Source material →
____________________
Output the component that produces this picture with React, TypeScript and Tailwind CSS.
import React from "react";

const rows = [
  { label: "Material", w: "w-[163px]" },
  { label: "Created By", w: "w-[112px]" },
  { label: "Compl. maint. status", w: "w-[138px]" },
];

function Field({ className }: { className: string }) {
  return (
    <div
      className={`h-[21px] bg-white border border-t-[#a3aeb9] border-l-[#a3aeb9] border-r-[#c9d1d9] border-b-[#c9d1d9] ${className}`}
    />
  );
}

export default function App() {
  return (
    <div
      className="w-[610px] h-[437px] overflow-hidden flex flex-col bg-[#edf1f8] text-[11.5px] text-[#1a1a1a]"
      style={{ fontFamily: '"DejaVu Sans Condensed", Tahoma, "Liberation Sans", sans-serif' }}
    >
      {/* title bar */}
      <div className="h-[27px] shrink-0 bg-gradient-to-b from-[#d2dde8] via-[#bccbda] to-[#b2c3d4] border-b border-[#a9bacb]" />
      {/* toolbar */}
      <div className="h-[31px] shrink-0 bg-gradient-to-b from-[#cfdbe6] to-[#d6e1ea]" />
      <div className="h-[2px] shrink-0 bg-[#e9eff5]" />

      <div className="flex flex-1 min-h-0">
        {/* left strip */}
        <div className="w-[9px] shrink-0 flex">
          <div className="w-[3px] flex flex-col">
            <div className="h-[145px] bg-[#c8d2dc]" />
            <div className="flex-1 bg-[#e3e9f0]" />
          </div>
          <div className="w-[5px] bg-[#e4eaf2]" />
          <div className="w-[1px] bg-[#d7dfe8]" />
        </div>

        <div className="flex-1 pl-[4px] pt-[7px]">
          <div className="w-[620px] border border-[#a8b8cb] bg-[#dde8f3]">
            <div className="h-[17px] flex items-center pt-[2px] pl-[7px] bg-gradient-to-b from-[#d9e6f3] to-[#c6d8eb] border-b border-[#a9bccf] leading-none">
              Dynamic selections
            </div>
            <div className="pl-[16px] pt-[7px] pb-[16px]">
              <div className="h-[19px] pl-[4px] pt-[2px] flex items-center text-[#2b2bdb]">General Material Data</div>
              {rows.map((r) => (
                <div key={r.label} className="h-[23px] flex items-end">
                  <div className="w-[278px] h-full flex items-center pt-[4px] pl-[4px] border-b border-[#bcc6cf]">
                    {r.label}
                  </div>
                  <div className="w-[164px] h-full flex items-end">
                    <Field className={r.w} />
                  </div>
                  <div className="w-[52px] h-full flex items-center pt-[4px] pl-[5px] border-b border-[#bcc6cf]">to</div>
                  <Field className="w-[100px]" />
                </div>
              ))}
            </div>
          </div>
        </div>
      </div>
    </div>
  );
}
____________________
Description of the task →
Look through the lines above and collect those with the word "React".

In response →
Output the component that produces this picture with React, TypeScript and Tailwind CSS.
import React from "react";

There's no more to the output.